株式会社に比べ、約14万円も安く設立できてしまいます。
- 決算の公告費用がかからない
LLCは株式会社と異なり、各期ごとの決算公告をする義務はありません。
公告費用は、一般の方は殆ど目にすることはない官報への公告で約6万円かかります。
自社のホームページでの広告も可能で、この場合はコストこそかかりませんが、貸借対照表の全文を5年間もの長期にわたって掲載し続けなければならないので相当の手間隙です。
- 役員の変更登記に係る費用が安く済む
株式会社では役員に任期があるので、任期ごとに役員に変動がなくても役員変更登記をしなければなりません。
一方、LLCでは社員の任期は無期限ですので、任期切れによる役員変更登記の必要性はありません。
利益の配当が自由
営業上の利益が出た場合、株式会社の場合は貸借対照表の資産から負債を差し引いた額である純資産額が300万円未満の場合には、株主へ利益配当をすることが出来ないといった制限があります。

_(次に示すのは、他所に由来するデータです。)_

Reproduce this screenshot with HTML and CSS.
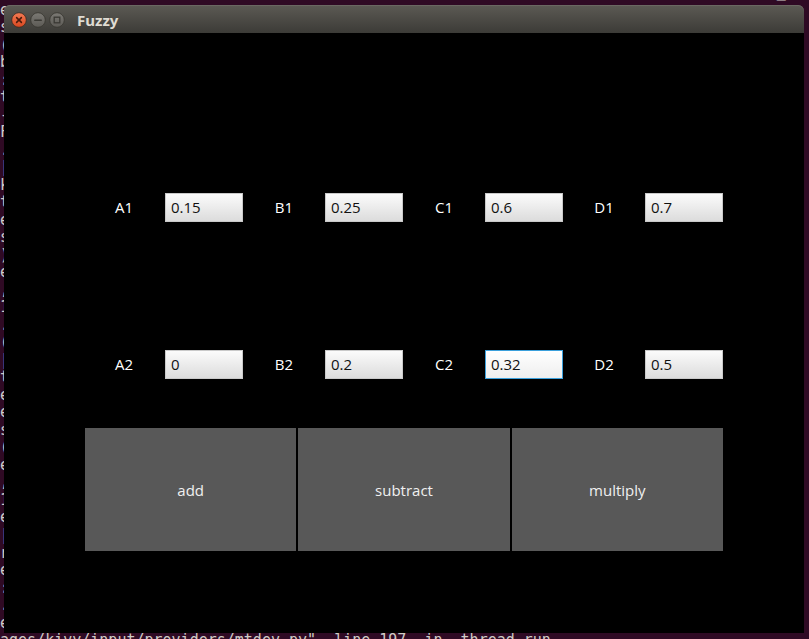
FILE: index.html
```html
<!DOCTYPE html>
<html>
<head>
<meta charset="utf-8">
<link rel="stylesheet" href="styles.css">
</head>
<body class="desktop">
<pre class="term">  File "/usr/lib/python2.7/dist-packages/kivy/input/providers/mtdev.py", line 197, in _
e
s
(
b
:
t
-
F
.
|
k
t
e
s
)
e
,
1
.
(
|
t
e
e
s
(
e
,
1
e
|
r
e
:
.
e
ages/kivy/input/providers/mtdev.py", line 197, in _thread_run</pre>

<div class="window">
  <div class="titlebar">
    <div class="wbtns">
      <svg class="wb" width="16" height="16" viewBox="0 0 16 16">
        <defs>
          <linearGradient id="gr" x1="0" y1="0" x2="0" y2="1">
            <stop offset="0" stop-color="#f47b54"/>
            <stop offset="1" stop-color="#d8471f"/>
          </linearGradient>
          <linearGradient id="gg" x1="0" y1="0" x2="0" y2="1">
            <stop offset="0" stop-color="#7b7974"/>
            <stop offset="1" stop-color="#5c5a55"/>
          </linearGradient>
        </defs>
        <circle cx="8" cy="8" r="7.3" fill="url(#gr)" stroke="#3a2a22" stroke-width="0.8"/>
        <path d="M5.6 5.6 L10.4 10.4 M10.4 5.6 L5.6 10.4" stroke="#4a1a0c" stroke-width="1.5" stroke-linecap="round"/>
      </svg>
      <svg class="wb" width="16" height="16" viewBox="0 0 16 16">
        <circle cx="8" cy="8" r="7.3" fill="url(#gg)" stroke="#36352f" stroke-width="0.8"/>
        <path d="M4.8 8.2 H11.2" stroke="#3a3934" stroke-width="1.6" stroke-linecap="round"/>
      </svg>
      <svg class="wb" width="16" height="16" viewBox="0 0 16 16">
        <circle cx="8" cy="8" r="7.3" fill="url(#gg)" stroke="#36352f" stroke-width="0.8"/>
        <rect x="5.2" y="5.2" width="5.6" height="5.6" fill="none" stroke="#3a3934" stroke-width="1.3"/>
      </svg>
    </div>
    <span class="title">Fuzzy</span>
  </div>
  <div class="content">
    <div class="row first">
      <span class="lbl">A1</span><div class="inp">0.15</div>
      <span class="lbl">B1</span><div class="inp">0.25</div>
      <span class="lbl">C1</span><div class="inp">0.6</div>
      <span class="lbl">D1</span><div class="inp">0.7</div>
    </div>
    <div class="row second">
      <span class="lbl">A2</span><div class="inp">0</div>
      <span class="lbl">B2</span><div class="inp">0.2</div>
      <span class="lbl">C2</span><div class="inp focus">0.32</div>
      <span class="lbl">D2</span><div class="inp">0.5</div>
    </div>
    <div class="btns">
      <div class="btn">add</div>
      <div class="btn">subtract</div>
      <div class="btn">multiply</div>
    </div>
  </div>
</div>
</body>
</html>
```

FILE: styles.css
```css
html, body {
  margin: 0;
  padding: 0;
}
.desktop {
  width: 809px;
  height: 639px;
  background: #2f0a24;
  overflow: hidden;
  position: relative;
}
.term {
  margin: -16px 0 0 0;
  font-family: "DejaVu Sans Mono", "Liberation Mono", monospace;
  font-size: 15px;
  line-height: 17.51px;
  color: #cfccc6;
  white-space: pre;
}
.window {
  position: absolute;
  left: 4px;
  top: 5px;
  width: 800px;
  height: 628px;
  display: flex;
  flex-direction: column;
}
.titlebar {
  height: 28px;
  flex: none;
  background: linear-gradient(#5c5a54, #3c3b37);
  border-radius: 6px 6px 0 0;
  display: flex;
  align-items: center;
  box-shadow: inset 0 1px 0 #6a6862;
}
.wbtns {
  display: flex;
  gap: 3px;
  margin-left: 7px;
  margin-top: 1px;
}
.wb {
  display: block;
}
.title {
  margin-left: 12px;
  font-family: "Noto Sans", "DejaVu Sans", sans-serif;
  font-weight: bold;
  font-size: 15px;
  color: #dfdbd2;
  margin-top: 2px;
}
.content {
  flex: 1;
  background: #000;
  padding: 160px 80px 0 80px;
  font-family: "Open Sans", "Noto Sans", sans-serif;
  font-size: 15px;
}
.row {
  display: grid;
  grid-template-columns: repeat(8, 80px);
  height: 29px;
}
.second {
  margin-top: 128px;
}
.lbl {
  color: #fff;
  text-align: center;
  line-height: 29px;
}
.inp {
  margin: 0 1px;
  box-sizing: border-box;
  height: 29px;
  background: linear-gradient(#fbfbfb, #dcdcdc);
  border: 1px solid #c9c9c9;
  color: #111;
  padding-left: 5px;
  line-height: 27px;
}
.inp.focus {
  background: linear-gradient(#ffffff, #eeeeee);
  border: 1px solid #3ba0dc;
}
.btns {
  margin-top: 49px;
  display: grid;
  grid-template-columns: repeat(3, 1fr);
  height: 123px;
}
.btn {
  margin: 0 1px;
  background: #585858;
  color: #f0f0f0;
  display: flex;
  align-items: center;
  justify-content: center;
}
```
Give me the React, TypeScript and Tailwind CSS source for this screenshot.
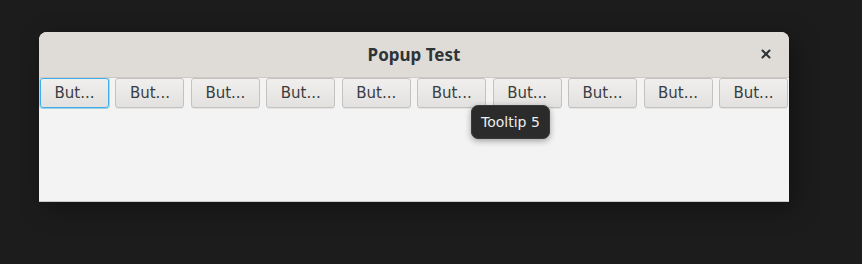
import { X } from "lucide-react";

const labels = Array.from({ length: 10 }, (_, i) => `Button ${i + 1}`);

function PopupButton({ focused }: { focused?: boolean }) {
  return (
    <button
      className={
        "w-[69px] h-[30px] rounded-[3px] border text-[15px] text-[#3a3d3f] bg-gradient-to-b from-[#f0efee] to-[#e2e1df] shadow-[0_1px_0_rgba(0,0,0,0.06)] " +
        (focused ? "border-[#3daee9] ring-1 ring-[#3daee9]/40" : "border-[#c4c2bf]")
      }
      style={{ fontFamily: '"DejaVu Sans", sans-serif' }}
    >
      But...
    </button>
  );
}

export default function App() {
  return (
    <div className="w-[862px] h-[264px] bg-[#1c1c1c] pt-[32px] pl-[39px]">
      <div className="relative w-[750px] h-[170px] bg-[#f3f3f3] rounded-t-[8px] shadow-[6px_6px_24px_rgba(0,0,0,0.35)] border-b border-[#c9c9c9] flex flex-col">
        {/* Title bar */}
        <div className="h-[46px] shrink-0 rounded-t-[8px] bg-[#dfdcd8] border-b border-[#cdcac6] flex items-center justify-center relative">
          <span
            className="text-[17px] font-bold text-[#2e3436]"
            style={{ fontFamily: '"Noto Sans", sans-serif' }}
          >
            Popup Test
          </span>
          <X className="absolute right-[16px] top-[15px] w-[14px] h-[14px] text-[#2e3436]" strokeWidth={3.5} />
        </div>

        {/* Buttons */}
        <div className="flex justify-between px-[1px]">
          {labels.map((l, i) => (
            <PopupButton key={l} focused={i === 0} />
          ))}
        </div>

        {/* Tooltip */}
        <div
          className="absolute left-[432px] top-[73px] h-[34px] px-[9px] rounded-[7px] bg-[#2b2b2b] border border-[#3a3a3a] text-[#eeeeec] text-[14px] flex items-center shadow-[0_2px_6px_rgba(0,0,0,0.35)]"
          style={{ fontFamily: '"DejaVu Sans", sans-serif' }}
        >
          Tooltip 5
        </div>
      </div>
    </div>
  );
}
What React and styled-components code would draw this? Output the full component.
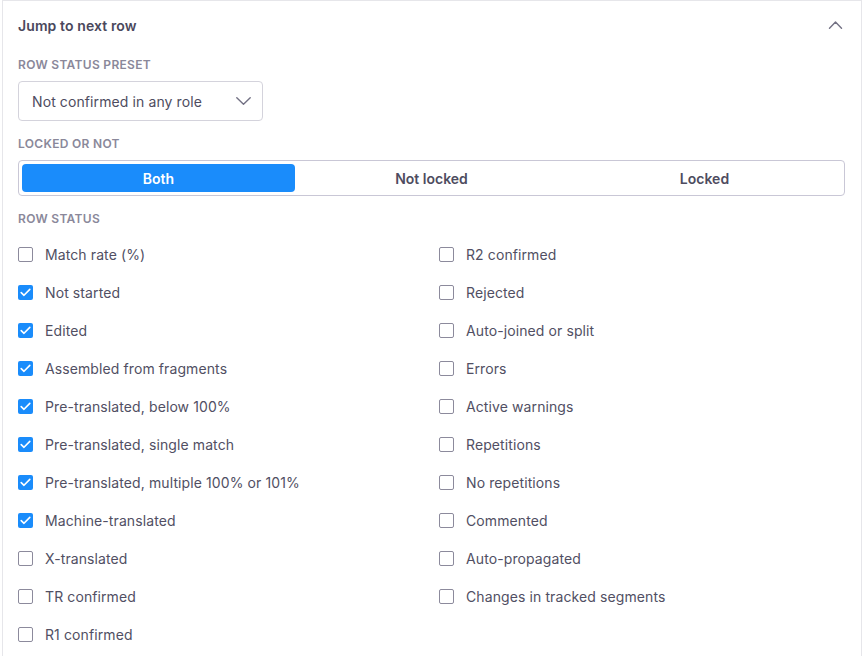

一方、LLCの場合はそのような制限はなく、また、定款で規定することにより、社員(出資者)の出資比率と異なる割合での利益配当が可能です。
対外的な信用度は株式会社より見劣りする
新会社法によって新設された会社形態ですので、世間の知名度は株式会社に比べてまだまだ低いです。
しかし、実力で勝負できるようなノウハウやアイディア、社会的な信用が既にある個人事業主なら、ほとんどマイナス要因とはなりませんし、会社形態なので、自営業者よりは信用は得られます。
欧米では既にメジャーな存在であるLLCも、日本では始まったばかりの制度なので社会に浸透するまではもう少し時間がかかりそうです。
税金関係
LLCは、株式会社と同様に、法人税、法人事業税、法人住民税、消費税がかかりますが、資本金が1,000万円未満の場合は、設立第1期及び第2期の消費税が免除となります。
ですので、この免税の制度を最大限活用できるように、通常は設立月から一番遠い月を決算月にします。
ただし、法人住民税の均等割という税金が、利益が出ていない場合でも年間最低7万円課税されます。
労働・社会保険関係
LLCはれっきとした法人なので、社員1人だけの組織でも社会保険(厚生年金・健康保険)への加入義務が課されています。
また、従業員を1人でも雇い入れたら、労働保険(雇用保険・労働者災害補償保険)への加入が必要となります。
公的保険の加入義務の取り扱いは、株式会社の場合と同じになっています。
株式会社かLLCかの分水嶺
LLCの社員(出資者)の議決権は、1人1票が原則なので、社員(出資者)が多い場合には、意思決定が内部分裂によりうまくいかないケースが出てきてしまいます。
1人、あるいは気心の知れた仲間同士数人の少人数でスタートするのであれば、内部分裂の危険性もあまり心配する必要性はないので、会社名を前面に押し出すような業種ではなく、対外的な信用度もさほど気にするでもなく、将来的にも少人数でのスモールビジネスを展開の予定で、会社設立当初の費用を低く抑えたいのであれば、LLCが適しているでしょう。
LLCかLLPかの分水嶺
LLPは信用や能力を前面に出す事業、期限付きのプロジェクト、ハイリスクハイリターンな共同事業等に向いています。一方、LLCは会社形態であり、安定的な収益を上げて、継続することを目的としております。
長期間の事業の継続を考えておられるならLLC、LLPには存続期間の定めがあることから、将来的な解散を視野に入れたビジネスモデルであればLLPが適しているといえるでしょう。